LA LETTERATURA DELL’ESODO
“Gli itinerari istriani” di Pietro Parentin
Sarà che ‘l mio Paese vero
no xe sto qua.
(Anna Maria Muiesan di Pirano)
I toponimi che accompagnano questo libro del Direttore de “La nuova voce giuliana”, edito dall’Associazione delle Comunità Istriane di Trieste, sono espressi in italiano.
Essi e il fatto che le cartine sono pubblicate senza i tre confini nazionali costituiscono una suggestiva rivisitazione storica.
Le cartine che corredano gli itinerari sono, proprio per questo motivo, di difficoltosa utilizzazione, essendo ora, sul territorio, tutte le località indicate in sloveno o croato.
Cambiare i toponimi è disconoscere la storia ma lo scopo, con l’esodo, era proprio quello di incidere nel passato dei luoghi che si voleva avessero avuto una storia diversa.
Solo là dove le comunità esprimono ancora presenze della minoranza nazionale italiana, i toponimi riportano anche la dizione nella nostra lingua.
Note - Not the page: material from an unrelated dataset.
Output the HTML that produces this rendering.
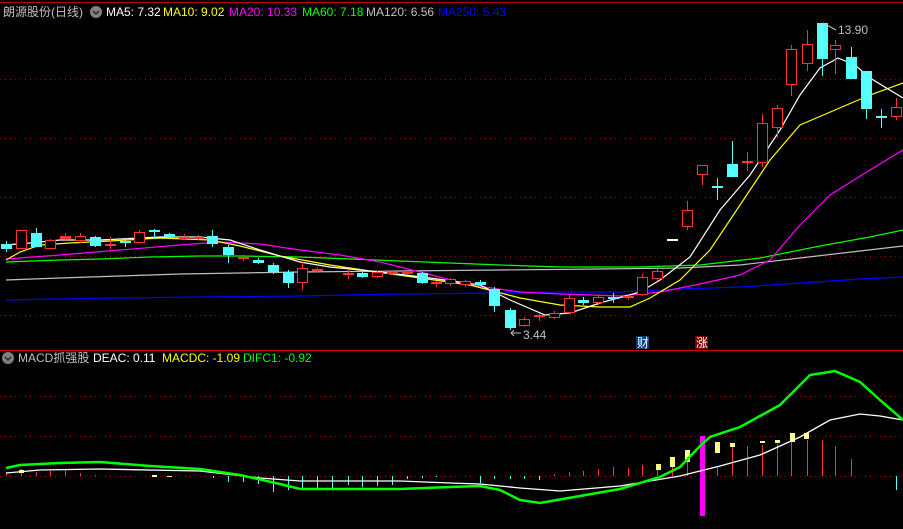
<!DOCTYPE html>
<html><head><meta charset="utf-8"><style>
html,body{margin:0;padding:0;background:#000;width:903px;height:529px;overflow:hidden}
svg{position:absolute;left:0;top:0}
.t{font-family:"Liberation Sans","Noto Sans CJK SC",sans-serif;font-size:12px}
</style></head><body>
<svg id="s" width="903" height="529" xmlns="http://www.w3.org/2000/svg">
<rect width="903" height="529" fill="#000"/>
<line x1="0" y1="2.5" x2="903" y2="2.5" stroke="#c00000"/>
<g stroke="#a00000" stroke-dasharray="1,4">
<line x1="0" y1="79.5" x2="903" y2="79.5"/><line x1="0" y1="138.5" x2="903" y2="138.5"/>
<line x1="0" y1="197.5" x2="903" y2="197.5"/><line x1="0" y1="256.5" x2="903" y2="256.5"/>
<line x1="0" y1="315.5" x2="903" y2="315.5"/>
<line x1="0" y1="396.5" x2="903" y2="396.5"/><line x1="0" y1="436.5" x2="903" y2="436.5"/>
<line x1="0" y1="476.5" x2="903" y2="476.5"/>
</g>
<line x1="0" y1="350.5" x2="903" y2="350.5" stroke="#d00000"/>
<g fill="none" stroke-width="1.2">
<polyline stroke="#0000ff" points="6,300 60,299 120,298 200,297 300,296 400,294 500,293 560,292 620,292 680,289 740,287 800,283 860,279 903,277"/>
<polyline stroke="#c0c0c0" points="6,280 60,278 120,276 180,274 240,273 300,272 400,271 500,270 600,269 680,268 740,265 800,258 860,251 903,246"/>
<polyline stroke="#00ff00" points="6,262 60,260 100,259 150,257 200,256 240,256 300,257 400,261 500,265 560,267 640,267 700,265 760,258 820,246 870,237 903,230"/>
<polyline stroke="#ff00ff" points="6,259 60,255 120,250 180,245 220,242 260,244 300,250 340,255 380,262 420,272 470,285 520,292 560,294 620,296 660,292 700,284 740,275 770,260 800,225 830,195 870,170 903,150"/>
<polyline stroke="#ffff00" points="6,260 20,252 40,245 70,243 110,241 160,238 210,240 240,246 280,256 330,265 370,271 420,278 470,285 520,298 560,305 600,307 630,307 650,298 680,280 710,250 740,205 770,160 800,125 835,110 870,95 903,83"/>
<polyline stroke="#ffffff" points="6,245 30,243 60,240 100,240 160,237 200,237 230,240 260,250 300,262 330,267 380,272 430,278 480,285 510,300 545,315 570,313 600,303 640,292 660,280 690,257 720,210 750,175 780,130 800,95 820,68 838,58 855,65 870,78 903,98"/>
</g>
<g id="c"></g>
<g id="m"></g>
<g fill="none">
<polyline stroke="#ffffff" stroke-width="1.3" points="6,473 40,470 100,469 200,471 260,478 300,481 400,481 450,483 480,484 520,488 560,491 620,486 680,476 720,466 760,455 800,437 830,420 860,414 880,416 903,420"/>
<polyline stroke="#00ff00" stroke-width="2.5" points="6,468 20,465 60,463 100,462 150,466 200,469 240,475 280,484 300,489 400,489 450,487 480,486 500,490 520,500 540,503 580,496 620,489 660,477 680,467 700,446 710,437 740,427 780,405 800,385 810,375 835,371 860,382 880,400 903,420"/>
</g>
<text class="t" x="3" y="16" fill="#c0c0c0" font-size="13">朗源股份(日线)</text>
<circle cx="96" cy="12" r="6" fill="#808080"/><path d="M93,11 L96,14 L99,11" stroke="#222" fill="none" stroke-width="1.3"/>
<text class="t" x="106" y="16" fill="#fff">MA5: 7.32</text>
<text class="t" x="163" y="16" fill="#ffff00">MA10: 9.02</text>
<text class="t" x="229" y="16" fill="#ff00ff">MA20: 10.33</text>
<text class="t" x="302" y="16" fill="#00ff00">MA60: 7.18</text>
<text class="t" x="366" y="16" fill="#c0c0c0">MA120: 6.56</text>
<text class="t" x="438" y="16" fill="#0000ff">MA250: 5.43</text>
<text class="t" x="838" y="34" fill="#c0c0c0">13.90</text>
<path d="M823,23 L836,30" stroke="#c0c0c0" fill="none"/>
<text class="t" x="523" y="339" fill="#c0c0c0">3.44</text>
<path d="M511,333 L521,333 M514,330 L511,333 L514,336" stroke="#c0c0c0" fill="none"/>
<rect x="636" y="336" width="13" height="13" fill="#0a3a7a"/><text class="t" x="637" y="347" fill="#fff" font-size="11">财</text>
<rect x="695" y="336" width="13" height="13" fill="#7a0000"/><text class="t" x="696" y="347" fill="#fff" font-size="11">涨</text>
<circle cx="8" cy="358" r="6" fill="#808080"/><path d="M5,357 L8,360 L11,357" stroke="#222" fill="none" stroke-width="1.3"/>
<text class="t" x="18" y="362" fill="#c0c0c0">MACD抓强股</text>
<text class="t" x="93" y="362" fill="#fff">DEAC: 0.11</text>
<text class="t" x="162" y="362" fill="#ffff00">MACDC: -1.09</text>
<text class="t" x="243" y="362" fill="#00ff00">DIFC1: -0.92</text>
</svg>
<script>
var NS="http://www.w3.org/2000/svg";
function el(g,t,a){var e=document.createElementNS(NS,t);for(var k in a)e.setAttribute(k,a[k]);g.appendChild(e);}
// x, top, bottom, wickTop, wickBottom, type r/c
var C=[[6,244,249,241,252,'c'],[21,230,249,230,249,'r'],[36,233,247,228,247,'c'],[50,240,249,239,249,'r'],[65,236,239,233,241,'r'],[80,236,241,233,243,'r'],[95,237,246,236,247,'c'],[110,244,245,237,249,'r'],[125,241,243,239,247,'c'],[139,232,243,230,243,'r'],[154,230,232,229,239,'c'],[169,234,237,233,238,'c'],[184,237,239,234,240,'r'],[198,237,239,235,240,'r'],[212,236,244,230,247,'c'],[228,247,255,245,263,'c'],[243,257,259,255,261,'r'],[258,260,263,258,264,'c'],[273,265,272,263,274,'c'],[288,272,283,270,288,'c'],[302,268,283,262,290,'r'],[317,269,271,268,272,'r'],[348,273,275,270,279,'r'],[362,273,277,271,278,'c'],[377,272,277,271,278,'r'],[392,272,274,271,275,'r'],[407,272,274,271,275,'r'],[422,273,283,272,284,'c'],[436,282,284,281,287,'r'],[450,279,284,278,286,'r'],[465,281,285,280,287,'r'],[480,282,285,280,286,'c'],[494,289,306,287,312,'c'],[510,310,328,308,330,'c'],[524,319,326,317,327,'r'],[539,315,317,313,321,'r'],[554,313,318,311,319,'r'],[569,298,313,294,314,'r'],[583,300,303,297,305,'c'],[598,297,303,295,305,'r'],[613,297,299,293,303,'c'],[628,296,298,295,300,'r'],[642,277,295,274,296,'r'],[657,271,279,269,281,'r'],[672,239,240,239,240,'w'],[687,210,227,201,230,'r'],[702,165,175,165,185,'r'],[717,186,188,178,200,'c'],[732,164,177,141,177,'c'],[747,161,163,152,171,'r'],[762,123,163,114,167,'r'],[777,108,128,105,138,'r'],[791,49,85,45,96,'r'],[807,44,64,30,71,'r'],[822,23,59,23,76,'c'],[835,45,50,40,74,'r'],[851,57,79,47,79,'c'],[866,71,109,71,119,'c'],[881,116,118,109,128,'c'],[896,107,117,98,120,'r']];
var g=document.getElementById('c');
C.forEach(function(c){var x=c[0],col=c[5]=='r'?'#ff3333':c[5]=='c'?'#55ffff':'#ffffff';
el(g,'line',{x1:x+.5,x2:x+.5,y1:c[3],y2:c[4],stroke:col});
var h=c[2]-c[1];
if(c[5]=='r'&&h>3)el(g,'rect',{x:x-4.5,y:c[1]+.5,width:10,height:h-1,fill:'#000',stroke:col});
else el(g,'rect',{x:x-5,y:c[1],width:11,height:Math.max(h,2),fill:col});
});
var m=document.getElementById('m');
// macd bars: x, value(y end)
var B=[[6,472,'r'],[21,469,'r'],[36,472,'r'],[50,471,'r'],[65,470,'r'],[80,473,'r'],[95,475,'r'],[125,476,'c'],[184,476,'c'],[213,478,'c'],[228,482,'c'],[243,482,'c'],[258,484,'c'],[273,492,'c'],[288,490,'c'],[302,490,'c'],[317,489,'c'],[332,488,'c'],[348,485,'c'],[362,487,'c'],[377,486,'c'],[392,485,'c'],[407,479,'c'],[422,478,'c'],[436,477,'c'],[480,483,'c'],[494,479,'c'],[510,479,'c'],[524,479,'c'],[539,480,'c'],[554,474,'r'],[569,472,'r'],[583,471,'r'],[598,469,'r'],[613,467,'r'],[628,468,'r'],[642,465,'r'],[657,465,'r'],[672,466,'r'],[687,457,'r'],[717,467,'r'],[732,443,'r'],[747,446,'r'],[762,445,'r'],[777,444,'r'],[791,441,'r'],[807,440,'r'],[822,440,'r'],[835,446,'r'],[851,459,'r'],[866,476,'r'],[881,476,'c'],[896,490,'c']];
B.forEach(function(b){var col=b[2]=='r'?'#ff3333':'#55ffff';el(m,'line',{x1:b[0]+.5,x2:b[0]+.5,y1:476,y2:b[1],stroke:col});});
el(m,'rect',{x:700,y:436,width:5,height:80,fill:'#ff00ff'});
[[656,464,5,6],[670,457,5,10],[685,450,5,12],[715,442,5,11],[730,443,5,4],[760,441,5,2],[775,440,5,3],[790,433,5,9],[804,433,5,6],[19,470,5,3],[152,475,5,2],[167,476,5,1]].forEach(function(r){el(m,'rect',{x:r[0],y:r[1],width:r[2],height:r[3],fill:'#ffff88'});});
</script>
</body></html>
Questa terra appare, dunque, come sdoppiata: lascia, tuttavia, intravedere una tavolozza di situazioni ancora ben riconoscibili.
Le informazioni storiche del libro sono ricavate soprattutto dagli archivi parrocchiali e i luoghi di devozione costituiscono ancora un punto di riferimento per le popolazioni, siano esse slave o italiane.
Pur marcate dall’esodo riemergono vestigia risalenti al Patriarcato di Aquileia, lo Stato ecclesiastico che ha segnato per secoli le vicende della storia istriana.
Il territorio rivela tuttora l’lstria veneta e quella asburgica, nelle architetture degli edifici e nel tracciato delle strade, tagliate troppo spesso dai confini delle due attuali repubbliche slave. Essi costringono, così, il visitatore a deviazioni impreviste.
Abbiamo ritrovato a Buie, paese natale di una profuga sposata Lenzi a Verbania, le tracce di un territorio prettamente italiano non solo nel suo centro maggiore.
L’acquedotto istriano, risalente ai tempi dell’Italia e la ferrovia parenzana, reperto logistico della curiosità di Nino Chiovini dovuto ai suoi soggiorni estivi degli anni ’80 a Parenzo, da cui partiva per frequentare a Rovigno il Centro culturale italiano, ora sede della Comunità degli italiani.
Rientriamo lasciando alle nostre spalle il grande faro di Salvore, che segna l’estremo limite occidentale dell’Istria, doppiato il quale, nei giorni dell’esodo, il Tuscania trasportava a Trieste le genti profughe da Pola.